Investments over the first five months of the year rose 11 percent versus 1.5 percent in the same period last year, he said. "The decline in investments in the country has thus been overcome," Interfax quoted him as saying.

He said average personal incomes grew by an annual rate of 14.5 percent in the period, outpacing a 7.1 percent rise in consumer prices, adding that all industries grew in January-May except agriculture, light industry and electricity. Imports jumped by more than a third while exports increased 20 percent.

But the key figure is overall growth.

The International Monetary Fund on Monday said doubling GDP within a decade would require average annual growth of 7.2 percent, which it called realistic.

After the economy grew 6.6 percent in January-April on the back of high oil prices as a result of the U.S. attack on Iraq, the government raised its forecast for the year to 4.6 percent from an initial range of 3.5 percent to 4.4 percent.

Many leading economists and institutions have also revised their forecasts upward, and some believe Gref's ministry is still too pessimistic.

"This reflects exactly the period around the Iraq war where you had a higher oil price, which seamlessly translates into a higher growth rate. But this would certainly indicate that the economic ministry has to revise its forecast," said Christopher R?hl, the World Bank's chief economist for Russia. R?hl, who is forecasting growth of 5.5 percent this year, said he expects world oil prices to drop and the pace of economic growth to slow accordingly.

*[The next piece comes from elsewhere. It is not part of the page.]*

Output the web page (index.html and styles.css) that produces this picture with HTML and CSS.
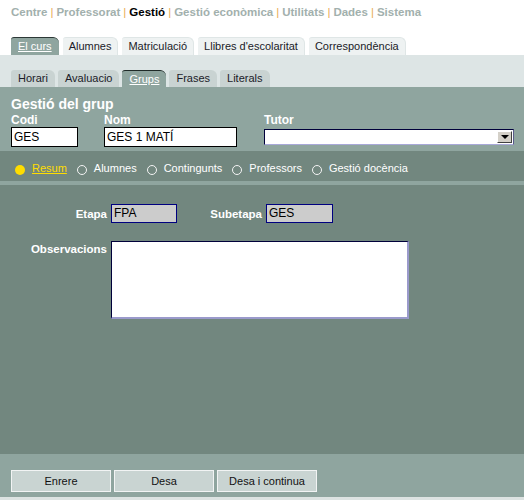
FILE: index.html
```html
<!DOCTYPE html>
<html lang="ca">
<head>
<meta charset="utf-8">
<title>Gestió del grup</title>
<link rel="stylesheet" href="styles.css">
</head>
<body>
<div class="topnav">
  <span class="nl">Centre</span><span class="sep">|</span><span class="nl">Professorat</span><span class="sep">|</span><span class="nl cur">Gestió</span><span class="sep">|</span><span class="nl">Gestió econòmica</span><span class="sep">|</span><span class="nl">Utilitats</span><span class="sep">|</span><span class="nl">Dades</span><span class="sep">|</span><span class="nl">Sistema</span>
</div>
<div class="tabs1">
  <span class="tab on">El curs</span>
  <span class="tab">Alumnes</span>
  <span class="tab">Matriculació</span>
  <span class="tab">Llibres d'escolaritat</span>
  <span class="tab">Correspondència</span>
</div>
<div class="subband">
  <span class="stab">Horari</span>
  <span class="stab">Avaluacio</span>
  <span class="stab on">Grups</span>
  <span class="stab">Frases</span>
  <span class="stab">Literals</span>
</div>
<div class="header">
  <div class="title">Gestió del grup</div>
  <div class="fields">
    <div class="field f1">
      <div class="lbl">Codi</div>
      <div class="inp w67">GES</div>
    </div>
    <div class="field f2">
      <div class="lbl">Nom</div>
      <div class="inp w133">GES 1 MATÍ</div>
    </div>
    <div class="field f3">
      <div class="lbl">Tutor</div>
      <div class="sel"><span class="selbtn"><span class="arrow"></span></span></div>
    </div>
  </div>
</div>
<div class="radios">
  <span class="ritem act"><span class="dot"></span><span class="rtext">Resum</span></span>
  <span class="ritem"><span class="circ"></span><span class="rtext">Alumnes</span></span>
  <span class="ritem"><span class="circ"></span><span class="rtext">Contingunts</span></span>
  <span class="ritem"><span class="circ"></span><span class="rtext">Professors</span></span>
  <span class="ritem"><span class="circ"></span><span class="rtext">Gestió docència</span></span>
</div>
<div class="divider"></div>
<div class="main">
  <div class="row1">
    <span class="flbl l96">Etapa</span>
    <span class="ro w66">FPA</span>
    <span class="flbl l85">Subetapa</span>
    <span class="ro w67b">GES</span>
  </div>
  <div class="row2">
    <span class="flbl l96 top">Observacions</span>
    <div class="txt"></div>
  </div>
</div>
<div class="footer">
  <span class="btn">Enrere</span>
  <span class="btn">Desa</span>
  <span class="btn">Desa i continua</span>
</div>
<div class="strip"></div>
</body>
</html>
```
FILE: styles.css
```css
* { box-sizing: border-box; }
html, body { margin: 0; padding: 0; }
body {
  width: 524px;
  height: 500px;
  overflow: hidden;
  background: #ffffff;
  font-family: "Liberation Sans", Arial, sans-serif;
  font-size: 11px;
  color: #111;
}
.topnav {
  height: 37px;
  padding: 5px 11px 0;
  font-size: 11.5px;
  line-height: 14px;
  font-weight: bold;
  white-space: nowrap;
}
.nl { color: #a2b0ad; }
.nl.cur { color: #000; }
.sep { color: #e9ac55; font-weight: normal; margin: 0 3px; }

.tabs1 {
  height: 18px;
  padding-left: 11px;
  display: flex;
  gap: 4px;
}
.tab {
  height: 18px;
  padding: 0 6px;
  background: #eef2f2;
  border-top: 1px solid #dfe6e6;
  border-right: 1px solid #dfe6e6;
  border-radius: 3px 6px 0 0;
  color: #1b1b28;
  line-height: 17px;
}
.tab.on {
  background: #8fa59f;
  border-top: 1px solid #2c3836;
  border-right: none;
  padding: 0 7px;
  color: #fff;
  text-decoration: underline;
}

.subband {
  height: 32px;
  background: #dde5e5;
  padding: 15px 0 0 11px;
  display: flex;
  gap: 3px;
}
.stab {
  height: 17px;
  line-height: 17px;
  padding: 0 7px;
  background: #c9d3d2;
  border-radius: 3px 6px 0 0;
  color: #1b1b28;
}
.stab.on {
  background: #8fa59f;
  border-top: 1px solid #1f2a28;
  line-height: 16px;
  color: #fff;
  text-decoration: underline;
}

.header {
  height: 64px;
  background: #8fa59f;
  padding: 9px 0 0 11px;
  color: #fff;
}
.title {
  font-size: 14px;
  font-weight: bold;
  line-height: 16px;
  height: 17px;
}
.fields { display: flex; }
.field.f1 { width: 93px; }
.field.f2 { width: 160px; }
.field.f3 { width: 250px; }
.lbl {
  font-size: 12px;
  font-weight: bold;
  line-height: 14px;
  height: 14px;
}
.inp {
  height: 20px;
  background: #fff;
  border: 1px solid #000;
  color: #000;
  font-size: 12px;
  line-height: 18px;
  padding-left: 2px;
}
.w67 { width: 67px; }
.w133 { width: 133px; }
.sel {
  margin-top: 2px;
  width: 250px;
  height: 16px;
  background: #fff;
  border-top: 1px solid #00003a;
  border-left: 1px solid #00003a;
  border-right: 1px solid #5a5a8a;
  border-bottom: 1px solid #a8a8d8;
  display: flex;
  justify-content: flex-end;
  padding: 1px;
}
.selbtn {
  width: 15px;
  height: 12px;
  background: #d4d0c8;
  border-top: 1px solid #fff;
  border-left: 1px solid #fff;
  border-right: 1px solid #404040;
  border-bottom: 1px solid #404040;
  display: flex;
  align-items: center;
  justify-content: center;
}
.arrow {
  width: 0;
  height: 0;
  border-left: 4px solid transparent;
  border-right: 4px solid transparent;
  border-top: 4px solid #000;
}

.radios {
  height: 30px;
  background: #72877f;
  padding: 11px 0 0 15px;
  display: flex;
  color: #fff;
}
.ritem {
  display: flex;
  align-items: flex-start;
  height: 13px;
  line-height: 13px;
  margin-right: 10px;
}
.dot, .circ {
  width: 10px;
  height: 10px;
  border-radius: 50%;
  margin-top: 3px;
  margin-right: 7px;
}
.dot { background: #ffdd00; }
.circ { border: 1px solid #f4f4f4; }
.ritem.act .rtext {
  color: #ffdd00;
  text-decoration: underline;
}

.divider { height: 4px; background: #8fa59f; }

.main {
  height: 269px;
  background: #72877f;
  padding: 19px 0 0 11px;
}
.row1 { display: flex; align-items: center; height: 19px; }
.row2 { display: flex; align-items: flex-start; margin-top: 18px; }
.flbl {
  color: #fff;
  font-weight: bold;
  font-size: 11.5px;
  text-align: right;
  padding-right: 4px;
  line-height: 14px;
}
.flbl.top { padding-top: 1px; }
.l96 { width: 100px; }
.l85 { width: 89px; }
.ro {
  height: 19px;
  background: #cccccc;
  border: 1px solid #000080;
  color: #000;
  font-size: 12px;
  line-height: 17px;
  padding-left: 2px;
}
.w66 { width: 66px; }
.w67b { width: 67px; }
.txt {
  width: 298px;
  height: 78px;
  background: #fff;
  border-top: 1px solid #00003a;
  border-left: 1px solid #00003a;
  border-right: 2px solid #9a9acb;
  border-bottom: 2px solid #9a9acb;
}

.footer {
  height: 43px;
  background: #8fa59f;
  padding: 16px 0 0 11px;
  display: flex;
  gap: 3px;
}
.btn {
  width: 100px;
  height: 22px;
  background: #c9d4d2;
  border: 1px solid #f2f4f4;
  color: #111;
  text-align: center;
  line-height: 20px;
  font-size: 11px;
}
.strip { height: 3px; background: #dde3e2; }
```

Peter Westin of Aton says he is sticking to a forecast for the year of 5.7 percent, which is based on an average oil price of $24.5 per barrel of Russia's benchmark Urals crude. So far this year oil has averaged just above $27.

"It's higher than I would have expected. There seems to be an extremely strong momentum at this point ... though there's something of a base effect to these numbers," Westin said, referring to lower growth last year.

Doubters say Gref's numbers are suspiciously on-target in light of the president's address.

"Everyone produces high growth rates now -- especially the Economic Trade and Development Ministry -- because they have this task of doubling GDP," said one economist who preferred to remain anonymous. "It's kind of silly. And still there are no underlying GDP figures available from the State Statistics Committee."

A spokeswoman for the Economic Trade and Development Ministry said the ministry's medium-term social and economic growth plan had been amended following Putin's challenge and could be accessed from the ministry web site at www.economy.gov.ru.

As for expected growth, the spokeswoman said the ministry's forecast would remain at 4.6 percent. "At the moment we're not going to change anything, but perhaps later."